Have you heard about people being hidden by spirits? They will hide people they want to take. You will never find someone they hide until that person dies.
I got to see The Blue Hour (Onthakan) (2015), a Thai horror film directed by Anucha Boonyawatana, as part of the Seattle International Film Festival (SIFF) 2015. Teenage Tam is bullied at home and at school for being gay. He meets Phum on (basically) Tindr, and the boys meet for a tryst at an abandoned swimming pool. After Phum tells him the pool is haunted by spirits, Tam’s life and sense of reality begin to unravel.

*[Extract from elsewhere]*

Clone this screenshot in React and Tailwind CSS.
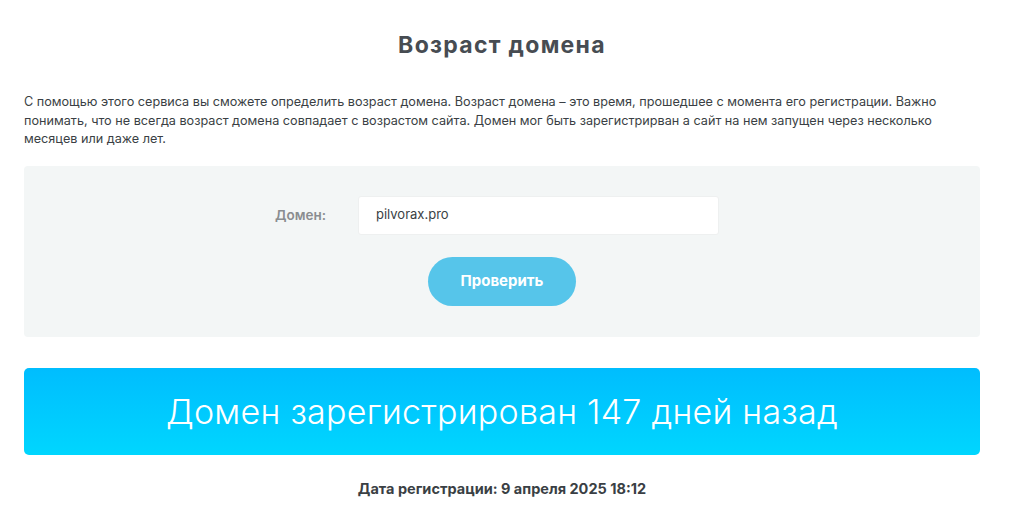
export default function App() {
  return (
    <div className="w-[1025px] h-[509px] bg-white overflow-hidden font-['Inter',sans-serif]">
      <div className="mx-[24px] w-[956px]">
        <h1 className="pt-[30px] h-[62px] text-center text-[23px] leading-[30px] tracking-[1.3px] font-bold text-[#474c52]">Возраст домена</h1>
        <p className="mt-[31px] text-[12.65px] leading-[18.5px] text-[#3a3f44]">
          С помощью этого сервиса вы сможете определить возраст домена. Возраст домена – это время, прошедшее с момента его регистрации. Важно понимать, что не всегда возраст домена совпадает с возрастом сайта. Домен мог быть зарегистрирван а сайт на нем запущен через несколько месяцев или даже лет.
        </p>
        <div className="mt-[17px] h-[171px] rounded-[4px] bg-[#f3f6f6] flex flex-col pt-[30px]">
          <div className="flex items-center pl-[251px]">
            <label className="w-[83px] text-[13.5px] font-semibold text-[#8a8d90]">Домен:</label>
            <div className="w-[361px] h-[39px] bg-white rounded-[3px] border border-[#eef0f0] flex items-center pl-[17px] text-[13px] text-[#3a3f44]">pilvorax.pro</div>
          </div>
          <button className="mt-[22px] self-center w-[148px] h-[49px] rounded-full bg-[#56c5ea] text-white text-[15px] font-bold">Проверить</button>
        </div>
        <div className="mt-[31px] h-[87px] rounded-[5px] bg-gradient-to-b from-[#00bdfe] to-[#00d6fe] flex items-center justify-center text-white text-[34px] tracking-[0.25px] font-light">
          Домен зарегистрирован 147 дней назад
        </div>
        <div className="mt-[23px] text-center text-[14.5px] font-bold text-[#3a3f44]">Дата регистрации: 9 апреля 2025 18:12</div>
      </div>
    </div>
  );
}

The cinematography and sets create the terrifying stage for the story. The range of muted and garish colors and a sense of unease ranging from something being slightly “off” to something being horribly, horribly wrong reminded me of Gemini (Soseiji, 双生児). There’s an amazing scene in which Tam and Phum return to the locker room at the pool and the camera creeps right up to their shoulders as they slowly open a door to reveal–
It was refreshing to see a queer teen protagonist of a horror film–I’m a big fan of queer protagonists of all genre fiction, instead of just coming-out stories. (Which are important, too, but we do things other than come out in our lives.) The film is a eerie slow burn.
If you like suspense with a heavy dosage of dread, looming, and a feeling you just can’t shake, see if you can get this film at your local international film festival.
Contains ghosts(?), a sense of unreality, garbage piles, awkward teens, gore, an extreme sense of foreboding, dead bodies, homophobia, creepy swimming pools, the most awkward Tindr date. Also, the locker room at Seward Park in Seattle looks like the one at the pool in the film, in case you’re fond of giving yourself the willies when swimming in the summer.